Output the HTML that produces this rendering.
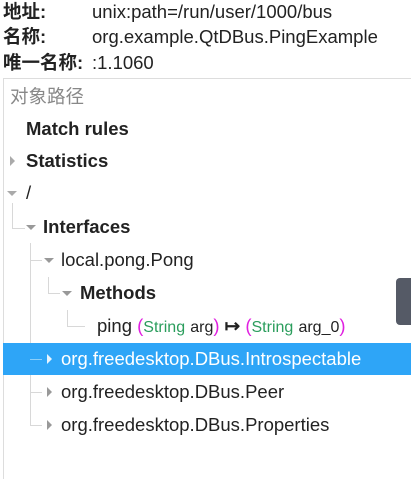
<!DOCTYPE html>
<html><head><meta charset="utf-8"><style>
body{margin:0;width:411px;height:465px;overflow:hidden;background:#fff;font-family:"Liberation Sans","Noto Sans CJK SC",sans-serif;color:#222;position:relative}
.t{position:absolute;white-space:nowrap;font-size:18.5px;line-height:22px}
.b{font-weight:bold}
.l{position:absolute;background:#d8d8d8}
.ad{position:absolute;width:0;height:0;border-left:5px solid transparent;border-right:5px solid transparent;border-top:5px solid #999}
.ar{position:absolute;width:0;height:0;border-top:5px solid transparent;border-bottom:5px solid transparent;border-left:5px solid #999}
.g{color:#2a9d5c}.p{color:#e020e0}
.s{font-size:16px}
</style></head><body>
<div class="t b" style="left:3px;top:1px">地址:</div>
<div class="t" style="left:92px;top:1px">unix:path=/run/user/1000/bus</div>
<div class="t b" style="left:3px;top:26px">名称:</div>
<div class="t" style="left:92px;top:26px">org.example.QtDBus.PingExample</div>
<div class="t b" style="left:3px;top:52px">唯一名称:</div>
<div class="t" style="left:92px;top:52px">:1.1060</div>
<div style="position:absolute;left:3px;top:78px;width:420px;height:400px;border-left:1px solid #ddd;border-top:1px solid #ddd"></div>
<div class="t" style="left:10px;top:86px;color:#888">对象路径</div>
<div class="t b" style="left:26px;top:118px">Match rules</div>
<div class="ar" style="left:10px;top:156px;border-left-color:#aaa"></div>
<div class="t b" style="left:26px;top:150px">Statistics</div>
<div class="ad" style="left:7px;top:191px;border-top-color:#aaa"></div>
<div class="t" style="left:26px;top:182px">/</div>
<div class="l" style="left:12px;top:203px;width:1px;height:25px"></div>
<div class="l" style="left:12px;top:228px;width:13px;height:1px"></div>
<div class="ad" style="left:26px;top:225px"></div>
<div class="t b" style="left:43px;top:216px">Interfaces</div>
<div class="l" style="left:30px;top:243px;width:1px;height:183px"></div>
<div class="l" style="left:30px;top:260px;width:12px;height:1px"></div>
<div class="ad" style="left:44px;top:258px"></div>
<div class="t" style="left:61px;top:249px">local.pong.Pong</div>
<div class="l" style="left:48px;top:277px;width:1px;height:16px"></div>
<div class="l" style="left:48px;top:293px;width:12px;height:1px"></div>
<div class="ad" style="left:62px;top:291px"></div>
<div class="t b" style="left:80px;top:282px">Methods</div>
<div class="l" style="left:67px;top:310px;width:1px;height:16px"></div>
<div class="l" style="left:67px;top:326px;width:18px;height:1px"></div>
<div class="t" style="left:97px;top:315px">ping <span class="p">(</span><span class="g s">String</span> <span class="s">arg</span><span class="p">)</span> <b>↦</b> <span class="p">(</span><span class="g s">String</span> <span class="s">arg_0</span><span class="p">)</span></div>
<div style="position:absolute;left:3px;top:343px;width:408px;height:32px;background:#2ea5f7"></div>
<div class="l" style="left:30px;top:359px;width:12px;height:1px;background:#8ccff9"></div>
<div class="ar" style="left:47px;top:354px;border-left-color:#e8f4fe"></div>
<div class="t" style="left:61px;top:348px;color:#fff">org.freedesktop.DBus.Introspectable</div>
<div class="l" style="left:30px;top:392px;width:12px;height:1px"></div>
<div class="ar" style="left:47px;top:387px"></div>
<div class="t" style="left:61px;top:381px">org.freedesktop.DBus.Peer</div>
<div class="l" style="left:30px;top:425px;width:12px;height:1px"></div>
<div class="ar" style="left:47px;top:420px"></div>
<div class="t" style="left:61px;top:414px">org.freedesktop.DBus.Properties</div>
<div style="position:absolute;left:396px;top:278px;width:20px;height:47px;background:#555a66;border-radius:4px"></div>
</body></html>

____

* _Written request_
Repeat the listing in full and exactly. Do not include any images.

* _Response to this exercise_
Output the HTML that produces this rendering.
<!DOCTYPE html>
<html><head><meta charset="utf-8"><style>
body{margin:0;width:411px;height:465px;overflow:hidden;background:#fff;font-family:"Liberation Sans","Noto Sans CJK SC",sans-serif;color:#222;position:relative}
.t{position:absolute;white-space:nowrap;font-size:18.5px;line-height:22px}
.b{font-weight:bold}
.l{position:absolute;background:#d8d8d8}
.ad{position:absolute;width:0;height:0;border-left:5px solid transparent;border-right:5px solid transparent;border-top:5px solid #999}
.ar{position:absolute;width:0;height:0;border-top:5px solid transparent;border-bottom:5px solid transparent;border-left:5px solid #999}
.g{color:#2a9d5c}.p{color:#e020e0}
.s{font-size:16px}
</style></head><body>
<div class="t b" style="left:3px;top:1px">地址:</div>
<div class="t" style="left:92px;top:1px">unix:path=/run/user/1000/bus</div>
<div class="t b" style="left:3px;top:26px">名称:</div>
<div class="t" style="left:92px;top:26px">org.example.QtDBus.PingExample</div>
<div class="t b" style="left:3px;top:52px">唯一名称:</div>
<div class="t" style="left:92px;top:52px">:1.1060</div>
<div style="position:absolute;left:3px;top:78px;width:420px;height:400px;border-left:1px solid #ddd;border-top:1px solid #ddd"></div>
<div class="t" style="left:10px;top:86px;color:#888">对象路径</div>
<div class="t b" style="left:26px;top:118px">Match rules</div>
<div class="ar" style="left:10px;top:156px;border-left-color:#aaa"></div>
<div class="t b" style="left:26px;top:150px">Statistics</div>
<div class="ad" style="left:7px;top:191px;border-top-color:#aaa"></div>
<div class="t" style="left:26px;top:182px">/</div>
<div class="l" style="left:12px;top:203px;width:1px;height:25px"></div>
<div class="l" style="left:12px;top:228px;width:13px;height:1px"></div>
<div class="ad" style="left:26px;top:225px"></div>
<div class="t b" style="left:43px;top:216px">Interfaces</div>
<div class="l" style="left:30px;top:243px;width:1px;height:183px"></div>
<div class="l" style="left:30px;top:260px;width:12px;height:1px"></div>
<div class="ad" style="left:44px;top:258px"></div>
<div class="t" style="left:61px;top:249px">local.pong.Pong</div>
<div class="l" style="left:48px;top:277px;width:1px;height:16px"></div>
<div class="l" style="left:48px;top:293px;width:12px;height:1px"></div>
<div class="ad" style="left:62px;top:291px"></div>
<div class="t b" style="left:80px;top:282px">Methods</div>
<div class="l" style="left:67px;top:310px;width:1px;height:16px"></div>
<div class="l" style="left:67px;top:326px;width:18px;height:1px"></div>
<div class="t" style="left:97px;top:315px">ping <span class="p">(</span><span class="g s">String</span> <span class="s">arg</span><span class="p">)</span> <b>↦</b> <span class="p">(</span><span class="g s">String</span> <span class="s">arg_0</span><span class="p">)</span></div>
<div style="position:absolute;left:3px;top:343px;width:408px;height:32px;background:#2ea5f7"></div>
<div class="l" style="left:30px;top:359px;width:12px;height:1px;background:#8ccff9"></div>
<div class="ar" style="left:47px;top:354px;border-left-color:#e8f4fe"></div>
<div class="t" style="left:61px;top:348px;color:#fff">org.freedesktop.DBus.Introspectable</div>
<div class="l" style="left:30px;top:392px;width:12px;height:1px"></div>
<div class="ar" style="left:47px;top:387px"></div>
<div class="t" style="left:61px;top:381px">org.freedesktop.DBus.Peer</div>
<div class="l" style="left:30px;top:425px;width:12px;height:1px"></div>
<div class="ar" style="left:47px;top:420px"></div>
<div class="t" style="left:61px;top:414px">org.freedesktop.DBus.Properties</div>
<div style="position:absolute;left:396px;top:278px;width:20px;height:47px;background:#555a66;border-radius:4px"></div>
</body></html>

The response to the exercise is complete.